▶ **Job**
Pick out all lines with the word "Tailwind" from the records that follow.

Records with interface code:
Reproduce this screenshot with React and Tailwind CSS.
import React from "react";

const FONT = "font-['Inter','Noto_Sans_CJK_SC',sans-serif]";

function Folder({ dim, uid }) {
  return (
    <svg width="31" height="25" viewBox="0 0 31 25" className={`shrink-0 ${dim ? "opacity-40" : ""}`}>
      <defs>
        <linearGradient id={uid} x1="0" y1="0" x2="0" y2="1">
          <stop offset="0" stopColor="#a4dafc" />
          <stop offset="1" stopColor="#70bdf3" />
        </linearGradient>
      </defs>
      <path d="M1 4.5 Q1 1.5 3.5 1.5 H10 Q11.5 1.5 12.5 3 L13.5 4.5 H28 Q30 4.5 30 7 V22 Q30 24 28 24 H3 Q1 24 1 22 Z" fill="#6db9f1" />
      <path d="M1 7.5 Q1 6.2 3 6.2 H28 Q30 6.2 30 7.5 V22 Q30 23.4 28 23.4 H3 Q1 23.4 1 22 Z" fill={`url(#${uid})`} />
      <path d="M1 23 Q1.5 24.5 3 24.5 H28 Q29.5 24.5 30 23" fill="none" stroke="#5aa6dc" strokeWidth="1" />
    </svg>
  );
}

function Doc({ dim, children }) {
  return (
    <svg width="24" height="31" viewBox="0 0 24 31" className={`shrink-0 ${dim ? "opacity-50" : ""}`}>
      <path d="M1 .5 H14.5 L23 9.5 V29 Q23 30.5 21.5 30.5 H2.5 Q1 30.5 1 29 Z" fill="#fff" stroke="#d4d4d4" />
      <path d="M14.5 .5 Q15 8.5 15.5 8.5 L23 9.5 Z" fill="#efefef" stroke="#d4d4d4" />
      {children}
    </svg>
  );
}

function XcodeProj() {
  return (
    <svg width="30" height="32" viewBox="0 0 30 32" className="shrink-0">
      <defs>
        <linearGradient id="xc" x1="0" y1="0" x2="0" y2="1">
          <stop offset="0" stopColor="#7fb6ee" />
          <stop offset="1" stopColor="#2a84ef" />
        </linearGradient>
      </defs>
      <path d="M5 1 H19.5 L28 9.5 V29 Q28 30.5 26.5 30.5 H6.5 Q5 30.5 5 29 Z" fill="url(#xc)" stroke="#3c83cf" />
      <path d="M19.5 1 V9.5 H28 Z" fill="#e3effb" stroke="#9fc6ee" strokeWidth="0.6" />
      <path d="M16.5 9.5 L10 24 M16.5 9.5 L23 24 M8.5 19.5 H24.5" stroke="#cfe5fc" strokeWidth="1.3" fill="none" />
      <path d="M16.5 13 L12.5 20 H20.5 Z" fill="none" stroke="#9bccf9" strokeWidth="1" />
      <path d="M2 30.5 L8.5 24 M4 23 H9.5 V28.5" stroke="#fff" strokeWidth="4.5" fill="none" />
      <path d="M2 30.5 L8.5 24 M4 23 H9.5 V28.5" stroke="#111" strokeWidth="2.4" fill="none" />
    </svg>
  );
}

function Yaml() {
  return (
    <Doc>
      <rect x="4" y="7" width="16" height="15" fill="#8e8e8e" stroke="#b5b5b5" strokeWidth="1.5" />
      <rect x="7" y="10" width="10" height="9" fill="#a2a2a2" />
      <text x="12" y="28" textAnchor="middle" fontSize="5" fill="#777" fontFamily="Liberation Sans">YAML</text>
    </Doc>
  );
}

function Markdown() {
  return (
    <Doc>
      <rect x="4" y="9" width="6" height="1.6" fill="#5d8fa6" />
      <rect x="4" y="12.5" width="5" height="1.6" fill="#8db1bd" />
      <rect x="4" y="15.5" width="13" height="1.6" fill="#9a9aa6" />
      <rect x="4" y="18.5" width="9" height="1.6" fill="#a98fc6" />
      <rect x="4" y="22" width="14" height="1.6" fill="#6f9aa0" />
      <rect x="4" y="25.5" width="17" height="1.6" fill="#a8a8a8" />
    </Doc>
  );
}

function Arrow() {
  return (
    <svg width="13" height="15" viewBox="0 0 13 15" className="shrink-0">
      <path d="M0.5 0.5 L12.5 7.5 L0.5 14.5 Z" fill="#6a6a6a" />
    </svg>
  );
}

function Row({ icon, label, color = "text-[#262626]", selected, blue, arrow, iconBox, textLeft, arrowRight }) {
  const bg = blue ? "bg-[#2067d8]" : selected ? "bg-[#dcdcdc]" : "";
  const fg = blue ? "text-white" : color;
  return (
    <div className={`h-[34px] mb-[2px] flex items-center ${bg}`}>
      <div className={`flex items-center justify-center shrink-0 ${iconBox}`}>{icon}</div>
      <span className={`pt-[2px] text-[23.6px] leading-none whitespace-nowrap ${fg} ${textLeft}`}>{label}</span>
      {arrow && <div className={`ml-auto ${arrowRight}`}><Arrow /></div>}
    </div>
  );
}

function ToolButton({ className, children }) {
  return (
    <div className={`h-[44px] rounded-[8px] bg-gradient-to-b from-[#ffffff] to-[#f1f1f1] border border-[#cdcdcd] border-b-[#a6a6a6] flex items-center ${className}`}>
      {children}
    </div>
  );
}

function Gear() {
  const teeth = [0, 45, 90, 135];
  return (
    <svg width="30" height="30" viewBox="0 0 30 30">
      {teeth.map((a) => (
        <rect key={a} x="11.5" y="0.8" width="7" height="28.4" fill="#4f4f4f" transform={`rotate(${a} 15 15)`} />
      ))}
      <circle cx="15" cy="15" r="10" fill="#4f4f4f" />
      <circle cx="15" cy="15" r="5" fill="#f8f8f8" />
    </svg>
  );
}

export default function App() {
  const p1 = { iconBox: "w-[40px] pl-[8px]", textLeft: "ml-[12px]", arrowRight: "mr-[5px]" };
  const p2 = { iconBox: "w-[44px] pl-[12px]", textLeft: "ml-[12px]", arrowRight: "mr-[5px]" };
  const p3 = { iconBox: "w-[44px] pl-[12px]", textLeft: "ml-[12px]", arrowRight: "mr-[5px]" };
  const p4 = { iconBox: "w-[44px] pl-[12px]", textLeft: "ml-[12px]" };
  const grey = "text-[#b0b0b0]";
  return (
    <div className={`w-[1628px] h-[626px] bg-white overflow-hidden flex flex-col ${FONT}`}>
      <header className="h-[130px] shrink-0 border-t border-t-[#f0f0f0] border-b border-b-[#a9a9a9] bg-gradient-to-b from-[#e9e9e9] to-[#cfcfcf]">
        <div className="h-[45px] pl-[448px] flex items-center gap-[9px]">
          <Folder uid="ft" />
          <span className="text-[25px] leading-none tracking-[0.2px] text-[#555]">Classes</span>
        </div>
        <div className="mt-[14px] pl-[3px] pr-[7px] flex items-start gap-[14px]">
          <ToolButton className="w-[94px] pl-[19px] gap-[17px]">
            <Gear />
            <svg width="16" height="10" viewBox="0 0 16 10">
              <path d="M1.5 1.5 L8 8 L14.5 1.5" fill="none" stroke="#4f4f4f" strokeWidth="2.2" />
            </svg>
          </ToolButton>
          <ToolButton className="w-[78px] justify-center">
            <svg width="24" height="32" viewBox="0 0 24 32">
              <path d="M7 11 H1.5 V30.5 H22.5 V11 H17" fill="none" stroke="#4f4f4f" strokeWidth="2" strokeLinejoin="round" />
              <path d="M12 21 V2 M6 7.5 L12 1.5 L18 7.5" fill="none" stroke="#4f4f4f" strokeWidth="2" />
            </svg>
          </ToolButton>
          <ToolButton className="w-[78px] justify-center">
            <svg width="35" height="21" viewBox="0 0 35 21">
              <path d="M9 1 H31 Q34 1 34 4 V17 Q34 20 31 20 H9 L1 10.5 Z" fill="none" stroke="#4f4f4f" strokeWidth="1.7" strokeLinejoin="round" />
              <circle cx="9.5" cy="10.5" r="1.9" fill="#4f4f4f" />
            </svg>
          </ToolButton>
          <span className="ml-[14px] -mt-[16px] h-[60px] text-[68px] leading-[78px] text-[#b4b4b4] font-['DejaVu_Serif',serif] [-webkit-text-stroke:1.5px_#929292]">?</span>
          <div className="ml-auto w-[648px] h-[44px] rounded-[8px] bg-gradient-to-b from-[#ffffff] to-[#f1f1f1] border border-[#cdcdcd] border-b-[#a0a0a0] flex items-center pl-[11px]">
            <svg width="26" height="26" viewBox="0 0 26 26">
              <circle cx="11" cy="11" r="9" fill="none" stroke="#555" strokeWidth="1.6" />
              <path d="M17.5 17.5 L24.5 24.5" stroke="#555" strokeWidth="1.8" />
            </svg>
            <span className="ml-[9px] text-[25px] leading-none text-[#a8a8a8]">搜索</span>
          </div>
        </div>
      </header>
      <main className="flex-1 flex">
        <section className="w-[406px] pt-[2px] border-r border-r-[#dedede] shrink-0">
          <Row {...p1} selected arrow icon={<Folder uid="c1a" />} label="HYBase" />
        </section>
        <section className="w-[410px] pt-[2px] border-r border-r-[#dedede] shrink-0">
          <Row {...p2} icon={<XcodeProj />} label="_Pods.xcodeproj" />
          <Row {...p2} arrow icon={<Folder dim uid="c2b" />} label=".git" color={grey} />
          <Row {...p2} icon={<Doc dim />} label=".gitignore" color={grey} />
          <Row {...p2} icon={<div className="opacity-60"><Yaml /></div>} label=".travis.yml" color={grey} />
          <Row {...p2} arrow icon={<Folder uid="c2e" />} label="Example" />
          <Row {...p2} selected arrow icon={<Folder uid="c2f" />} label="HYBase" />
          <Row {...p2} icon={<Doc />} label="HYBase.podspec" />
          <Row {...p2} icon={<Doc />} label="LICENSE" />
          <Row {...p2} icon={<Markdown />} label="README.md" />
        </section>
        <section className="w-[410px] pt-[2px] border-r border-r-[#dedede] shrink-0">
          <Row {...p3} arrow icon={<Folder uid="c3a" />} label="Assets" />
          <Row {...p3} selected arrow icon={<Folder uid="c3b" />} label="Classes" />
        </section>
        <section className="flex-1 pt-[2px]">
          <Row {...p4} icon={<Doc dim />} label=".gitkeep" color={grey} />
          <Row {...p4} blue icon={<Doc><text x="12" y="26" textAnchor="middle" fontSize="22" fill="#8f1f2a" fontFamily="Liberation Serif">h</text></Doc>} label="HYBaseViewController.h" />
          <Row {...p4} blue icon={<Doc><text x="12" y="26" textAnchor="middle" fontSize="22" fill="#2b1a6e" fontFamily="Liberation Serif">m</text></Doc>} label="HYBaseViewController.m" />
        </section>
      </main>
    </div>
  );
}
...
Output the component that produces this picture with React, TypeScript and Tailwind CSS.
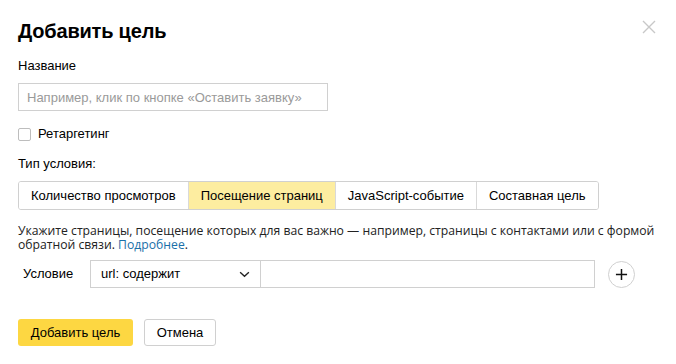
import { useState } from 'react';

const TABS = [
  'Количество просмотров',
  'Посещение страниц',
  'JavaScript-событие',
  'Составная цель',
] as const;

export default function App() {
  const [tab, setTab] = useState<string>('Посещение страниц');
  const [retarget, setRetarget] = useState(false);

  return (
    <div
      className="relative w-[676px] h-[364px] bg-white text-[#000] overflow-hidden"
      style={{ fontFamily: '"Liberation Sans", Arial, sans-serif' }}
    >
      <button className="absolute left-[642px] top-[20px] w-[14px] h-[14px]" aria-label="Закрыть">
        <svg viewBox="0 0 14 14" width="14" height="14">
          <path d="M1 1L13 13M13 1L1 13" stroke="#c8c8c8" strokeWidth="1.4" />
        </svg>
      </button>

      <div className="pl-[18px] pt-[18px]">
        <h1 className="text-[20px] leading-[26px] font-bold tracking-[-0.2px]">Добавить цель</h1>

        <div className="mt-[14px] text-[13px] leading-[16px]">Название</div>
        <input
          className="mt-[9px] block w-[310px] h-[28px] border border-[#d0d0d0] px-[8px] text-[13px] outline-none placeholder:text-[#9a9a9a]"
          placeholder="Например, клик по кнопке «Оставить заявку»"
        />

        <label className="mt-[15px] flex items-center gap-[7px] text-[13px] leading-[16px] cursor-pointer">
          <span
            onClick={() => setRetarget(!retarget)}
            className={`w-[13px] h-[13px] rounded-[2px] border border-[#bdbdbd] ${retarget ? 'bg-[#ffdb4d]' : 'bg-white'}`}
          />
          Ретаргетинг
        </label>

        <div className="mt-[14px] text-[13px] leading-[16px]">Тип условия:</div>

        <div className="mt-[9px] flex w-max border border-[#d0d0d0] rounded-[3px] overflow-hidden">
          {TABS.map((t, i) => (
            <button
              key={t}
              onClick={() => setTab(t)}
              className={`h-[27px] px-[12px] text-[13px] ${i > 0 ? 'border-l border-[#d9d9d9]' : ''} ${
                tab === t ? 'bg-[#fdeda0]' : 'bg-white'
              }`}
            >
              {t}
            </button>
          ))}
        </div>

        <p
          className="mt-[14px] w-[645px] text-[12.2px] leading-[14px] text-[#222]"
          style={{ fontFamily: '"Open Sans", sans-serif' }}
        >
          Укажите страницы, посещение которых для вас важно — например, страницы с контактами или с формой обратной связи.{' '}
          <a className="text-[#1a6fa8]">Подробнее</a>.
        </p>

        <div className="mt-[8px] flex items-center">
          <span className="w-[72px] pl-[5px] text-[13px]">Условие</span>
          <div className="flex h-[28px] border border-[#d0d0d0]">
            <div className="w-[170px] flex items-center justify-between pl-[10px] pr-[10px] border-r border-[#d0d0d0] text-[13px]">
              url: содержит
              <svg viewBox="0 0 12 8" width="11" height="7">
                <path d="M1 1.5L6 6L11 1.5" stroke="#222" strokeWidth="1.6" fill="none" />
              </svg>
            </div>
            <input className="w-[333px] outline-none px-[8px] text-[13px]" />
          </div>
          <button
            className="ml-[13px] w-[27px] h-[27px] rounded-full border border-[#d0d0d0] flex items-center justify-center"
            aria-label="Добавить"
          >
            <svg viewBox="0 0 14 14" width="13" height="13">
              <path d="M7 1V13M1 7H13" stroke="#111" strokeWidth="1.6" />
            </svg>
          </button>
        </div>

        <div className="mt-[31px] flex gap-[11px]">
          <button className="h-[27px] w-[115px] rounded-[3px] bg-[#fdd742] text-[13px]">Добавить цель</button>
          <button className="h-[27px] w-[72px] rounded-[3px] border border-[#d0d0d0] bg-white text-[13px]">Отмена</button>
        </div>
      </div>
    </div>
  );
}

▶ **Task result**
Reproduce this screenshot with React and Tailwind CSS.
Output the component that produces this picture with React, TypeScript and Tailwind CSS.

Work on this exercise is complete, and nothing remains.